— BEGIN SUPPLIED DATA —

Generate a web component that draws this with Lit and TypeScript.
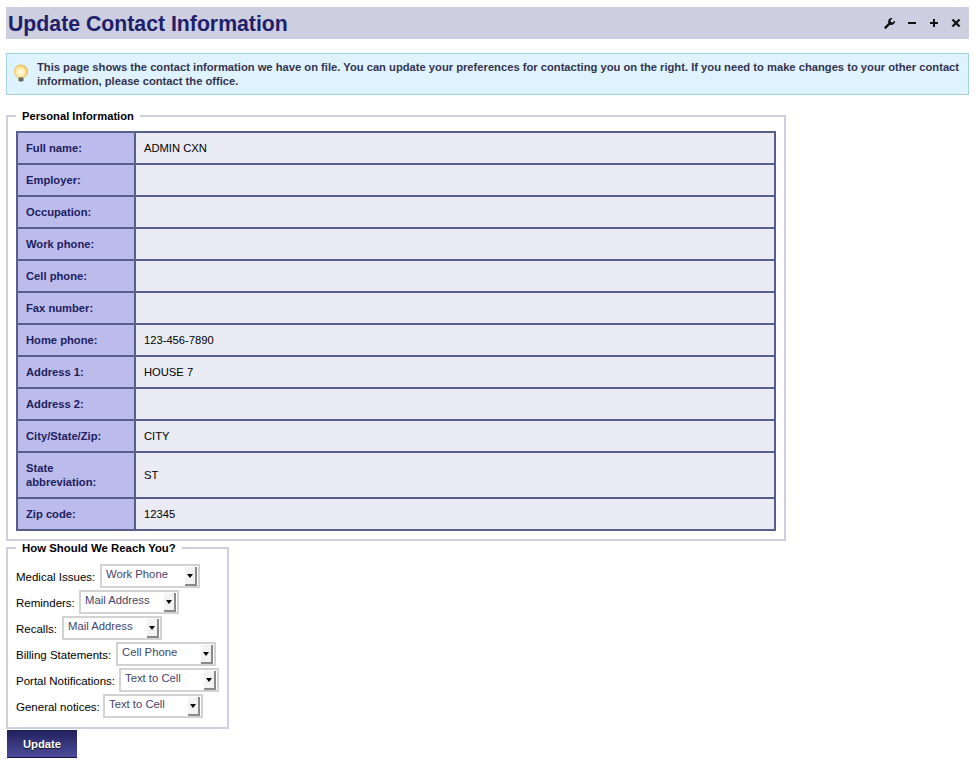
import { LitElement, html, css, svg } from "lit";
import { customElement } from "lit/decorators.js";

const PERSONAL: [string, string][] = [
  ["Full name:", "ADMIN CXN"],
  ["Employer:", ""],
  ["Occupation:", ""],
  ["Work phone:", ""],
  ["Cell phone:", ""],
  ["Fax number:", ""],
  ["Home phone:", "123-456-7890"],
  ["Address 1:", "HOUSE 7"],
  ["Address 2:", ""],
  ["City/State/Zip:", "CITY"],
  ["State abbreviation:", "ST"],
  ["Zip code:", "12345"],
];

const REACH: [string, string, number][] = [
  ["Medical Issues:", "Work Phone", 84],
  ["Reminders:", "Mail Address", 63],
  ["Recalls:", "Mail Address", 46],
  ["Billing Statements:", "Cell Phone", 100],
  ["Portal Notifications:", "Text to Cell", 103],
  ["General notices:", "Text to Cell", 87],
];

const wrench = svg`<path d="M1 11.6 L2.6 13.2 L7 8.8 C9 9.4 11.2 8.6 11.8 6.5 C12 5.7 12 5 11.8 4.4 L9.7 6.5 L8 6 L7.5 4.3 L9.6 2.2 C8.9 2 8.1 2 7.3 2.3 C5.5 3 4.8 4.9 5.3 7 Z" fill="#111"/>`;

@customElement("app-root")
export class AppRoot extends LitElement {
  static styles = css`
    :host { display: block; font-family: "Liberation Sans", Arial, sans-serif; font-size: 11.2px; color: #000; background: #fff; }
    .page { padding: 7px 7px 0 6px; height: 759px; box-sizing: border-box; }
    .titlebar { display: flex; align-items: center; justify-content: space-between; height: 32px; background: #cdcedf; padding: 0 6px 0 2px; }
    h1 { margin: 0; font-size: 21.25px; font-weight: bold; color: #20206a; line-height: 34px; height: 32px; }
    .tools { display: flex; align-items: center; gap: 8px; }
    .tools svg { display: block; width: 14px; height: 14px; }
    .alert { display: flex; align-items: center; gap: 7px; height: 42px; box-sizing: border-box; margin-top: 14px; background: #dff3ff; border: 1px solid #a3d0e4; padding: 0 8px 0 6px; color: #33334f; font-weight: bold; line-height: 14px; }
    .alert svg { flex: none; width: 17px; height: 20px; }
    .alert p { margin: 0; }
    .group { margin: 0; padding: 0; border: 2px solid #cdcedf; }
    legend { margin-left: 0; padding: 2px 6px 0; font-weight: bold; line-height: 13px; color: #000; }
    .personal { margin-top: 13px; width: 780px; box-sizing: border-box; padding: 8px; }
    table { border-collapse: collapse; width: 760px; table-layout: fixed; }
    th, td { border: 2px solid #555f8a; padding: 8px; text-align: left; line-height: 14px; }
    th { width: 100px; background: #bcbcec; color: #20205e; font-weight: bold; }
    td { background: #ebebf5; }
    .reach { display: flex; flex-direction: column; align-items: flex-start; gap: 2px; margin-top: -1px; padding: 9px 8px 9px; box-sizing: border-box; width: 223px; }
    .reach legend { font-size: 11.4px; }
    .row { display: flex; align-items: flex-start; height: 24px; white-space: nowrap; }
    .row label { padding-top: 6px; line-height: 14px; font-size: 11.5px; }
    .select { display: flex; justify-content: space-between; box-sizing: border-box; width: 100px; height: 24px; border: 2px solid #d2d2d2; background: #fff; padding: 0 0 0 4px; color: #44446a; line-height: 17px; font-size: 11.3px; }
    .arrow { display: flex; justify-content: center; box-sizing: border-box; width: 12px; height: 19px; margin: 1px 1px 0 0; padding: 7px 2px 0 0; background: #f3f3f3; box-shadow: inset -2px -2px 0 #8a8a8a; }
    .arrow i { display: block; width: 0; height: 0; border: 3.5px solid transparent; border-top: 4px solid #000; border-bottom: 0; }
    .btn { display: block; width: 70px; height: 28px; margin: 1px 0 0 1px; padding: 0; border: 0; border-bottom: 1px solid #15154e; background: linear-gradient(#20205c, #4c4c9a); color: #fff; font: bold 11.2px "Liberation Sans", Arial, sans-serif; text-shadow: 0 1px 1px #111; }
  `;

  render() {
    return html`
      <div class="page">
        <div class="titlebar">
          <h1>Update Contact Information</h1>
          <div class="tools">
            <svg viewBox="0 0 14 14">${wrench}</svg>
            <svg viewBox="0 0 14 14"><rect x="3" y="6" width="8" height="2" fill="#111"/></svg>
            <svg viewBox="0 0 14 14"><path d="M6 3h2v3h3v2H8v3H6V8H3V6h3z" fill="#111"/></svg>
            <svg viewBox="0 0 14 14"><path d="M3.5 3.5l7 7M10.5 3.5l-7 7" stroke="#111" stroke-width="2.2" fill="none"/></svg>
          </div>
        </div>
        <div class="alert">
          <svg viewBox="0 0 17 20">
            <defs>
              <radialGradient id="bulb" cx="0.45" cy="0.55" r="0.6">
                <stop offset="0" stop-color="#fffdf0"/>
                <stop offset="0.6" stop-color="#ffe9a0"/>
                <stop offset="1" stop-color="#f0b040"/>
              </radialGradient>
            </defs>
            <circle cx="8" cy="7.5" r="6.6" fill="url(#bulb)" stroke="#efb860" stroke-width="0.8"/>
            <path d="M5.5 13.5h5v3l-1 1h-3l-1-1z" fill="#6a6a62"/>
          </svg>
          <p>This page shows the contact information we have on file. You can update your preferences for contacting you on the right. If you need to make changes to your other contact information, please contact the office.</p>
        </div>
        <fieldset class="group personal">
          <legend>Personal Information</legend>
          <table>
            ${PERSONAL.map(([k, v]) => html`<tr><th>${k}</th><td>${v}</td></tr>`)}
          </table>
        </fieldset>
        <fieldset class="group reach">
          <legend>How Should We Reach You?</legend>
          ${REACH.map(([k, v, w]) => html`
            <div class="row">
              <label style="width:${w}px">${k}</label>
              <span class="select">
                <span class="val">${v}</span>
                <span class="arrow"><i></i></span>
              </span>
            </div>`)}
        </fieldset>
        <button class="btn">Update</button>
      </div>
    `;
  }
}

— END SUPPLIED DATA —

== AIM OF THE EXERCISE ==
Everything from the first line of the listing above through the line that contains "11.6 L2.6 13.2" is to be restated word for word, minus the pictures.

== THE OUTPUT ==
Generate a web component that draws this with Lit and TypeScript.
import { LitElement, html, css, svg } from "lit";
import { customElement } from "lit/decorators.js";

const PERSONAL: [string, string][] = [
  ["Full name:", "ADMIN CXN"],
  ["Employer:", ""],
  ["Occupation:", ""],
  ["Work phone:", ""],
  ["Cell phone:", ""],
  ["Fax number:", ""],
  ["Home phone:", "123-456-7890"],
  ["Address 1:", "HOUSE 7"],
  ["Address 2:", ""],
  ["City/State/Zip:", "CITY"],
  ["State abbreviation:", "ST"],
  ["Zip code:", "12345"],
];

const REACH: [string, string, number][] = [
  ["Medical Issues:", "Work Phone", 84],
  ["Reminders:", "Mail Address", 63],
  ["Recalls:", "Mail Address", 46],
  ["Billing Statements:", "Cell Phone", 100],
  ["Portal Notifications:", "Text to Cell", 103],
  ["General notices:", "Text to Cell", 87],
];

const wrench = svg`<path d="M1 11.6 L2.6 13.2 L7 8.8 C9 9.4 11.2 8.6 11.8 6.5 C12 5.7 12 5 11.8 4.4 L9.7 6.5 L8 6 L7.5 4.3 L9.6 2.2 C8.9 2 8.1 2 7.3 2.3 C5.5 3 4.8 4.9 5.3 7 Z" fill="#111"/>`;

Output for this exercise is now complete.